Clément, kinésithérapeute de 23 ans, a de son côté fait l’impasse sur sa remise de diplôme, début juillet. « Tous mes potes vont fêter ça comme il se doit… Et, moi, je vais rater la soirée. Mais j’ai vite pris ma décision, je préfère être au Tour », explique-t-il. Le jeune homme a la Grande Boucle dans le sang : ses parents se sont rencontrés sur la caravane de la course en 1990. « A l’époque, les chambres étaient encore mixtes… Et voilà ce que ça a donné », plaisante-t-il.
Reprenant son sérieux, il insiste. « Je sais que j’ai beaucoup de chance d’être ici, alors j’en profite. » Au sein de la caravane Leclerc, les places sont chères. « Nous retenons environ 1 candidature sur 1 000, confirment les organisateurs. On prend les plus motivés, ceux dont le caractère correspond aux valeurs de la course. » Car, une fois embarqué, pas question de confondre le Tour avec une colonie de vacances.
« Une bière, pas plus ! » promet ainsi Manon, au retour de l’étape LorientPontivy. Attablée au restaurant de l’hôtel, la jeune femme est catégorique. « Contrairement à ce que les gens pourraient s’imaginer, il n’y a pas de nuits blanches ou de grosses soirées arrosées au Tour de France. » Avec plusieurs milliers de spectateurs au bord des routes, pas de place pour « le verre de trop ». Chaque matin, les caravaniers peuvent être contrôlés par l’organisation pour vérifier leur alcoolémie. Et si celle-ci est supérieure à 0 : « C’est directement “BTM” [“bagages, train, maison”], lâche Tom. Il n’y a pas de justification possible, pas de “s’il te plaît, c’était la dernière fois”… C’est ciao ! »
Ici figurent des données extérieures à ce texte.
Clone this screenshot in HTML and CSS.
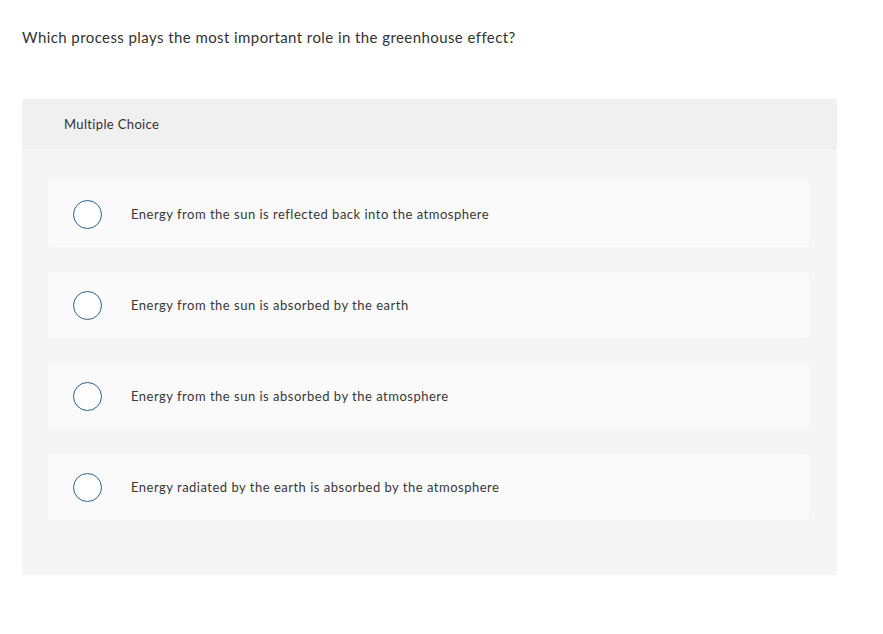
FILE: index.html
```html
<!DOCTYPE html>
<html>
<head>
<meta charset="utf-8">
<link rel="stylesheet" href="styles.css">
</head>
<body>
<div class="page">
  <p class="question">Which process plays the most important role in the greenhouse effect?</p>
  <div class="panel">
    <div class="panel-head">Multiple Choice</div>
    <div class="panel-body">
      <div class="option"><span class="radio"></span><span class="label">Energy from the sun is reflected back into the atmosphere</span></div>
      <div class="option"><span class="radio"></span><span class="label">Energy from the sun is absorbed by the earth</span></div>
      <div class="option"><span class="radio"></span><span class="label">Energy from the sun is absorbed by the atmosphere</span></div>
      <div class="option"><span class="radio"></span><span class="label">Energy radiated by the earth is absorbed by the atmosphere</span></div>
    </div>
  </div>
</div>
</body>
</html>
```
FILE: styles.css
```css
* { box-sizing: border-box; }
html, body { margin: 0; padding: 0; background: #fff; }
body { font-family: Lato, "Liberation Sans", sans-serif; color: #333; letter-spacing: 0.42px; }
.page { padding: 28px 46px 0 22px; width: 883px; }
.question { margin: 0; font-size: 15px; line-height: 18px; color: #333; }
.panel { margin-top: 53px; width: 815px; background: #f5f5f5; border-radius: 3px; overflow: hidden; }
.panel-head { height: 50px; background: #f0f0f0; padding-left: 42px; display: flex; align-items: center; font-size: 13px; color: #333; letter-spacing: 0.35px; }
.panel-body { padding: 32px 28px 55px 26px; display: flex; flex-direction: column; gap: 25px; }
.option { height: 66px; background: #fafafa; border-radius: 3px; display: flex; align-items: center; padding-left: 25px; }
.radio { width: 29px; height: 29px; border: 1.5px solid #2c5f91; border-radius: 50%; background: #fff; flex: none; }
.label { margin-left: 29px; font-size: 13px; color: #383838; letter-spacing: 0.5px; }
```
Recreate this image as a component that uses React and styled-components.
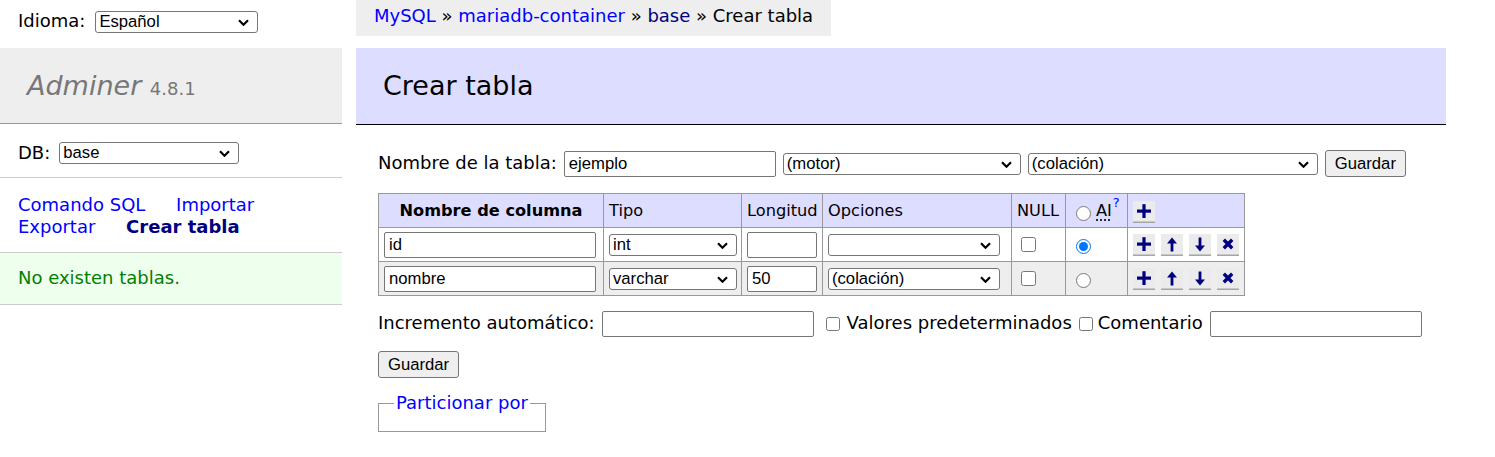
import React from "react";
import styled, { createGlobalStyle } from "styled-components";

const GlobalStyle = createGlobalStyle`
  html, body {
    margin: 0;
    padding: 0;
    background: #fff;
  }
  body {
    color: #000;
    font: 18px/1.25 "DejaVu Sans", Verdana, sans-serif;
  }
`;

const Page = styled.div`
  display: flex;
  align-items: flex-start;
  width: 1495px;
`;

/* ---------- sidebar ---------- */

const Sidebar = styled.div`
  width: 342px;
  flex: none;
`;

const Lang = styled.div`
  display: flex;
  align-items: center;
  gap: 10px;
  height: 43px;
  padding: 0 18px;
`;

const Menu = styled.div`
  margin-top: 5px;
`;

const Logo = styled.h1`
  margin: 0;
  padding: 21px 27px 20px;
  font-size: 27px;
  line-height: 34px;
  height: 34px;
  font-weight: normal;
  color: #777;
  background: #eee;
  border-bottom: 1px solid #999;
`;

const LogoName = styled.span`
  font-style: italic;
`;

const Version = styled.span`
  font-size: 18px;
  line-height: 1;
`;

const MenuBlock = styled.div`
  padding: ${(p) => p.$pad || "14.4px 18px"};
  border-bottom: 1px solid #ccc;
  background: ${(p) => p.$bg || "transparent"};
  color: ${(p) => p.$color || "inherit"};
`;

const DbRow = styled.div`
  display: flex;
  align-items: center;
  gap: 9px;
  height: 24px;
`;

const Link = styled.a`
  color: ${(p) => (p.$visited ? "navy" : "blue")};
  font-weight: ${(p) => (p.$active ? "bold" : "normal")};
  text-decoration: none;
  white-space: nowrap;
  margin-right: ${(p) => (p.$spaced ? "25px" : "0")};
  cursor: pointer;
`;

/* ---------- main ---------- */

const Main = styled.div`
  margin-left: 14px;
  width: 1090px;
  flex: none;
`;

const Breadcrumb = styled.div`
  width: fit-content;
  height: 36px;
  line-height: 32px;
  padding: 0 18px;
  background: #eee;
  white-space: nowrap;
`;

const Title = styled.h2`
  margin: 12px 0 25px;
  padding: 21px 27px;
  font-size: 27px;
  line-height: 34px;
  font-weight: normal;
  color: #000;
  background: #ddf;
  border-bottom: 1px solid #000;
`;

const Form = styled.form`
  margin: 0;
  padding-left: 22px;
`;

const Row = styled.div`
  display: flex;
  align-items: center;
  gap: ${(p) => p.$gap ?? 7}px;
  height: 27px;
  margin-top: ${(p) => p.$top ?? 0}px;
  white-space: nowrap;
`;

const controlFont = `font: 16.67px/1.2 "Liberation Sans", Arial, sans-serif;`;

const TextInput = styled.input`
  box-sizing: border-box;
  width: ${(p) => p.$w}px;
  height: 26px;
  padding: 1px 4px;
  border: 1px solid #767676;
  border-radius: 2px;
  background: #fff;
  color: #000;
  ${controlFont}
  flex: none;
  margin: 0;
`;

const SelectWrap = styled.span`
  position: relative;
  display: inline-flex;
  width: ${(p) => p.$w}px;
  flex: none;
  vertical-align: middle;
`;

const NativeSelect = styled.select`
  box-sizing: border-box;
  width: 100%;
  height: 22px;
  margin: 0;
  padding: 0 26px 0 3px;
  appearance: none;
  -webkit-appearance: none;
  border: 1px solid #767676;
  border-radius: 3px;
  background: #fff;
  color: #000;
  ${controlFont}
`;

const Chevron = styled.svg`
  position: absolute;
  right: 9px;
  top: 8px;
  pointer-events: none;
`;

const Button = styled.button`
  box-sizing: border-box;
  height: 27px;
  padding: 0 9px;
  margin: 0;
  border: 1px solid #767676;
  border-radius: 3px;
  background: #efefef;
  color: #000;
  ${controlFont}
  flex: none;
`;

const Check = styled.input`
  width: ${(p) => p.$size || 14}px;
  height: ${(p) => p.$size || 14}px;
  margin: ${(p) => p.$margin || "0"};
  vertical-align: middle;
  flex: none;
`;

const Table = styled.table`
  margin-top: 16px;
  border-collapse: collapse;
  table-layout: fixed;
  width: 867px;
  font-size: 16.2px;
`;

const HeadCell = styled.td`
  border: 1px solid #999;
  padding: 4px 5px 2px;
  background: #ddf;
  font-weight: ${(p) => (p.$bold ? "bold" : "normal")};
  text-align: ${(p) => (p.$center ? "center" : "left")};
  white-space: nowrap;
`;

const BodyRow = styled.tr`
  height: 34px;
  background: ${(p) => (p.$odd ? "#eee" : "#fff")};
`;

const HeadRow = styled.tr`
  height: 34px;
`;

const Cell = styled.td`
  border: 1px solid #999;
  padding: 3px 5px;
  white-space: nowrap;
  vertical-align: middle;
  line-height: 0;
`;

const CellLine = styled.div`
  display: flex;
  align-items: center;
  gap: ${(p) => p.$gap ?? 0}px;
  line-height: 1.25;
`;

const Abbr = styled.abbr`
  margin-left: 3px;
  text-decoration: underline dotted;
  text-underline-offset: 3px;
  cursor: help;
`;

const Help = styled.sup`
  color: blue;
  font-size: 13px;
  line-height: 0;
  margin-left: 1px;
  align-self: flex-start;
  margin-top: 2px;
`;

const IconButton = styled.button`
  display: inline-flex;
  width: 22px;
  height: 22px;
  padding: 0;
  margin: 0;
  border: 0;
  background: none;
  flex: none;
`;

const Fieldset = styled.fieldset`
  display: inline-block;
  margin: 14px 0 0;
  padding: 0 15px 17px;
  border: 1px solid #999;
  min-width: 0;
`;

const Legend = styled.legend`
  padding: 0 2px;
  line-height: 22px;
`;

/* ---------- pieces ---------- */

function Select({ w, value }) {
  return (
    <SelectWrap $w={w}>
      <NativeSelect defaultValue={value}>
        <option value={value}>{value}</option>
      </NativeSelect>
      <Chevron width="11" height="7" viewBox="0 0 11 7">
        <path d="M1 1.2l4.5 4.5 4.5-4.5" fill="none" stroke="#000" strokeWidth="2.2" />
      </Chevron>
    </SelectWrap>
  );
}

const glyphs = {
  add: (
    <>
      <rect x="4" y="8.5" width="14" height="3.2" />
      <rect x="9.4" y="3.2" width="3.2" height="13.8" />
    </>
  ),
  up: (
    <>
      <polygon points="11,3.5 16,9.5 6,9.5" />
      <rect x="9.6" y="8" width="2.8" height="9.5" />
    </>
  ),
  down: (
    <>
      <rect x="9.6" y="3.5" width="2.8" height="9.5" />
      <polygon points="6,11.5 16,11.5 11,17.5" />
    </>
  ),
  drop: (
    <path
      d="M6.8 5.8l8.4 8.4M15.2 5.8l-8.4 8.4"
      stroke="#000080"
      strokeWidth="3.4"
      strokeLinecap="butt"
    />
  ),
};

function Icon({ kind }) {
  return (
    <IconButton type="button">
      <svg width="22" height="22" viewBox="0 0 22 22">
        <rect x="0" y="0" width="22" height="21" fill="#ebebeb" />
        <rect x="0" y="20.5" width="22" height="1.5" fill="#a6a6a6" />
        <g fill="#000080">{glyphs[kind]}</g>
      </svg>
    </IconButton>
  );
}

const columns = [
  { name: "id", type: "int", length: "", options: "" },
  { name: "nombre", type: "varchar", length: "50", options: "(colación)" },
];

export default function App() {
  return (
    <>
      <GlobalStyle />
      <Page>
        <Sidebar>
          <Lang>
            Idioma:
            <Select w={163} value="Español" />
          </Lang>
          <Menu>
            <Logo>
              <LogoName>Adminer</LogoName> <Version>4.8.1</Version>
            </Logo>
            <MenuBlock $pad="17px 18px 12px">
              <DbRow>
                DB:
                <Select w={180} value="base" />
              </DbRow>
            </MenuBlock>
            <MenuBlock $pad="15.5px 18px 13.5px">
              <Link $spaced>Comando SQL</Link> <Link $spaced>Importar</Link>{" "}
              <Link $spaced>Exportar</Link>{" "}
              <Link $spaced $visited $active>
                Crear tabla
              </Link>
            </MenuBlock>
            <MenuBlock $bg="#efe" $color="green">
              No existen tablas.
            </MenuBlock>
          </Menu>
        </Sidebar>

        <Main>
          <Breadcrumb>
            <Link>MySQL</Link> » <Link>mariadb-container</Link> »{" "}
            <Link $visited>base</Link> » Crear tabla
          </Breadcrumb>
          <Title>Crear tabla</Title>

          <Form>
            <Row>
              Nombre de la tabla:
              <TextInput $w={212} defaultValue="ejemplo" />
              <Select w={238} value="(motor)" />
              <Select w={290} value="(colación)" />
              <Button type="button">Guardar</Button>
            </Row>

            <Table>
              <colgroup>
                <col style={{ width: 225 }} />
                <col style={{ width: 138 }} />
                <col style={{ width: 81 }} />
                <col style={{ width: 189 }} />
                <col style={{ width: 54 }} />
                <col style={{ width: 62 }} />
                <col style={{ width: 117 }} />
              </colgroup>
              <thead>
                <HeadRow>
                  <HeadCell as="th" $bold $center>
                    Nombre de columna
                  </HeadCell>
                  <HeadCell>Tipo</HeadCell>
                  <HeadCell>Longitud</HeadCell>
                  <HeadCell>Opciones</HeadCell>
                  <HeadCell>NULL</HeadCell>
                  <HeadCell>
                    <CellLine>
                      <Check type="radio" name="auto_increment" $size={15} $margin="4px 2px 0 5px" />
                      <Abbr title="Incremento automático">AI</Abbr>
                      <Help>?</Help>
                    </CellLine>
                  </HeadCell>
                  <HeadCell>
                    <CellLine>
                      <Icon kind="add" />
                    </CellLine>
                  </HeadCell>
                </HeadRow>
              </thead>
              <tbody>
                {columns.map((c, i) => (
                  <BodyRow key={c.name} $odd={i % 2 === 1}>
                    <Cell>
                      <TextInput $w={212} defaultValue={c.name} />
                    </Cell>
                    <Cell>
                      <Select w={128} value={c.type} />
                    </Cell>
                    <Cell>
                      <TextInput $w={70} defaultValue={c.length} />
                    </Cell>
                    <Cell>
                      <Select w={172} value={c.options} />
                    </Cell>
                    <Cell>
                      <Check type="checkbox" $size={15} $margin="0 0 0 4px" />
                    </Cell>
                    <Cell>
                      <Check
                        type="radio"
                        name={`ai-${i}`}
                        defaultChecked={i === 0}
                        $size={15}
                        $margin="3px 0 0 5px"
                      />
                    </Cell>
                    <Cell>
                      <CellLine $gap={6}>
                        <Icon kind="add" />
                        <Icon kind="up" />
                        <Icon kind="down" />
                        <Icon kind="drop" />
                      </CellLine>
                    </Cell>
                  </BodyRow>
                ))}
              </tbody>
            </Table>

            <Row $top={14}>
              Incremento automático:
              <TextInput $w={212} />
              <Check type="checkbox" $margin="0 0 0 5px" />
              Valores predeterminados
              <Check type="checkbox" $margin="0 -2px 0 0" />
              Comentario
              <TextInput $w={212} />
            </Row>

            <Row $top={14}>
              <Button type="button">Guardar</Button>
            </Row>

            <Fieldset>
              <Legend>
                <Link>Particionar por</Link>
              </Legend>
            </Fieldset>
          </Form>
        </Main>
      </Page>
    </>
  );
}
En ce soir du lundi 28 juin, les membres de la team Leclerc se contenteront donc d’un verre ou deux devant un match de l’Euro diffusé sur l’écran géant du restaurant. « De toute façon, on est tellement crevés qu’on rêve seulement d’aller dormir », confie Manon, épuisée. Avant de rejoindre sa chambre, l’orthophoniste prend le temps de saluer plusieurs membres de l’équipe, rit quelques minutes avec chacun. Il y a encore trois jours, elle ne connaissait pas certains d’entre eux. « Ici, les amitiés que tu noues, c’est puissance 1 000. Il faut le vivre pour comprendre », assure-t-elle avant de s’éclipser pour, enfin, se reposer. « Tu finis littéralement sur les genoux, mais ça vaut le coup. » Demain, son réveil sonnera à 7 heures, et elle reprendra la route. Une étape de 150 kilomètres l’attend.